Stony Creek offers new curriculum
Stony Creek Joint Union School District officials will soon be able to offer their high school students a more well-rounded education.
The school board voted 5-0 last week to adopt a new high school curriculum that will use the latest technology that is adaptable to a variety of learning experiences, including classroom, home computers and mobile devices.
The new curriculum is called Accelerate Education, which provides online and independent study courses, blended learning, digital curriculum and mobility enabled systems to increase educational opportunities and achievement to students and teachers in grades 9-12, school officials said.
"The curriculum is good," said Interim Superintendent Tracey Quarne. "It will allow students to take a variety of courses not available here."
The program is accredited by the Northwest Accreditation Commission and is compatible to California standards in education, Quarne said.
By targeting a tech-savvy generation, school officials said they are paving the way for more students to pass courses and obtain a higher quality education.
"Accelerate Education is being used by our students already for credit recovery," said Stony Creek board President Adrienne Haylor.
Given budget constraints, Quarne said boosting online programs is the only way to accommodate students.
Students can take a variety of regular and honor classes in algebra, calculus and trigonometry, Language arts, biology, chemistry and physics, social studies, history and economics, foreign language, health and physical education, and a variety of electives, such as anthropology, art history, business communication, child development, media studies, music appreciation, sociology and design.
The program will be geared toward independent study, which is designed to allow students to progress at a pace suitable to their own skills, yet keep students on track for graduation.

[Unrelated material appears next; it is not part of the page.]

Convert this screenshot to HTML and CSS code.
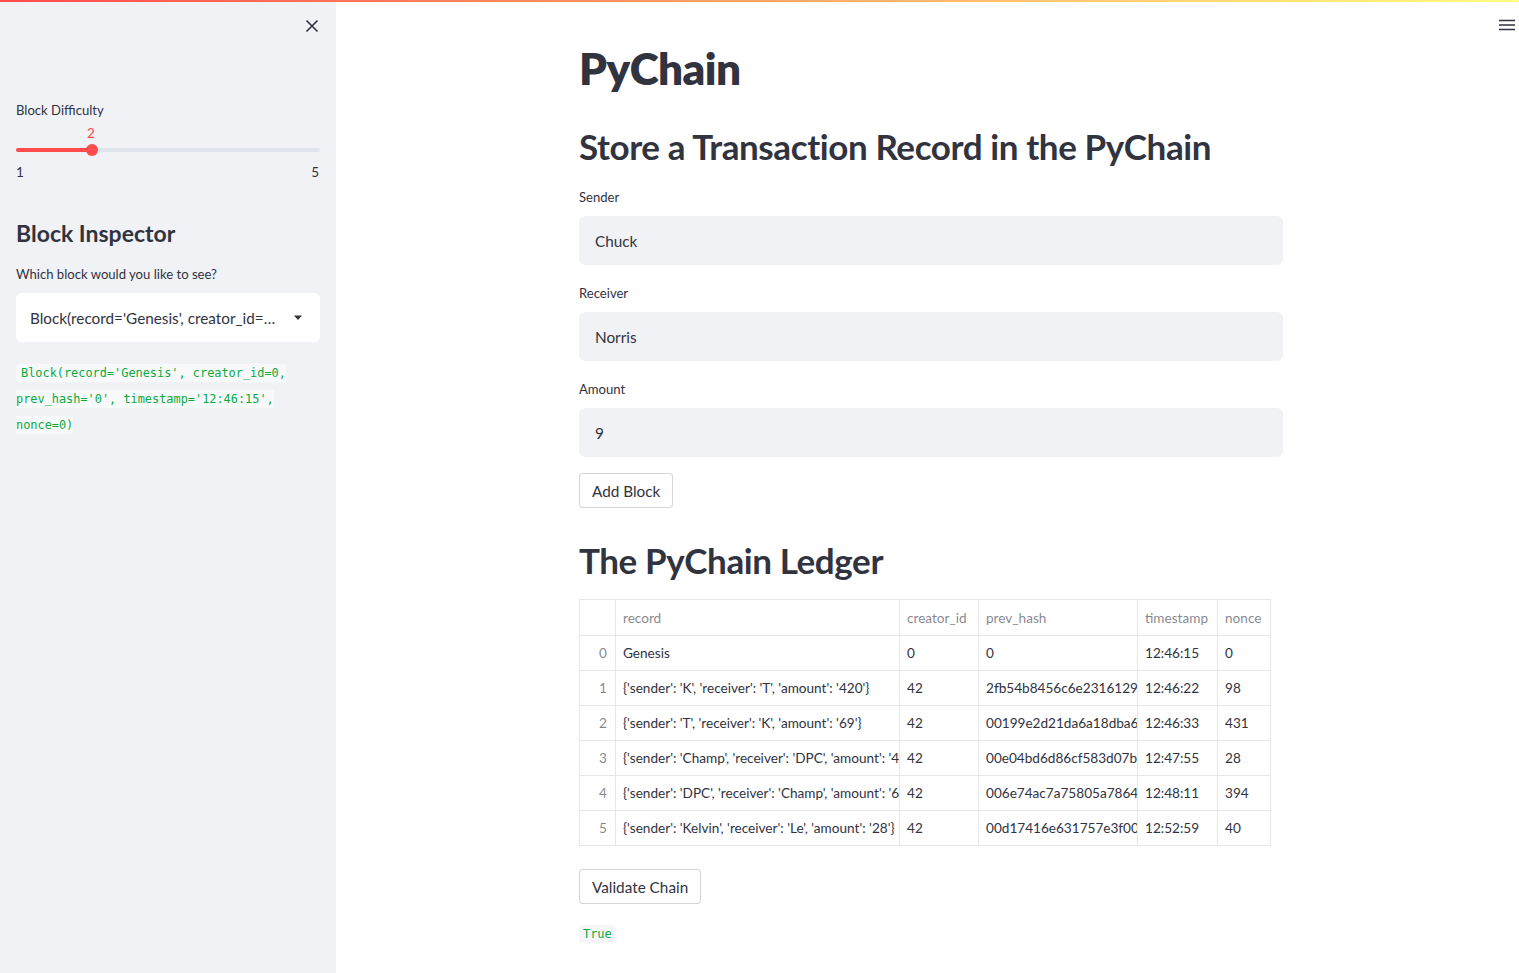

The curriculum will also allow students to demonstrate a mastery of material based on competency before moving on to other material.
Although some students are already taking online education courses, Internet accessibility in rural Glenn County has been a problem — primarily with the time it takes to download information.
"Hopefully it's going to be a lot faster once GCOE's new communication towers go up," Haylor said.
Most of the county's rural schools do not have high speed Internet, officials said, which is why the Glenn County Board of Education approved spending about $400,000 in district reserves to put up Internet signal towers at the GCOE administration offices in Willows and Orland.
The towers will be used to connect Plaza, Lake, Capay, Princeton and Willowglen schools to high-speed Internet along with Princeton and other Glenn County Office of Education programs.
For Elk Creek, the plan is to bounce the signals off the county-owned Needham Tower.
In addition to online curriculum, Academic Performance Index tests will also have to be taken over the Internet by the 2014-15 school year.
The towers project is expected to be completed by summer.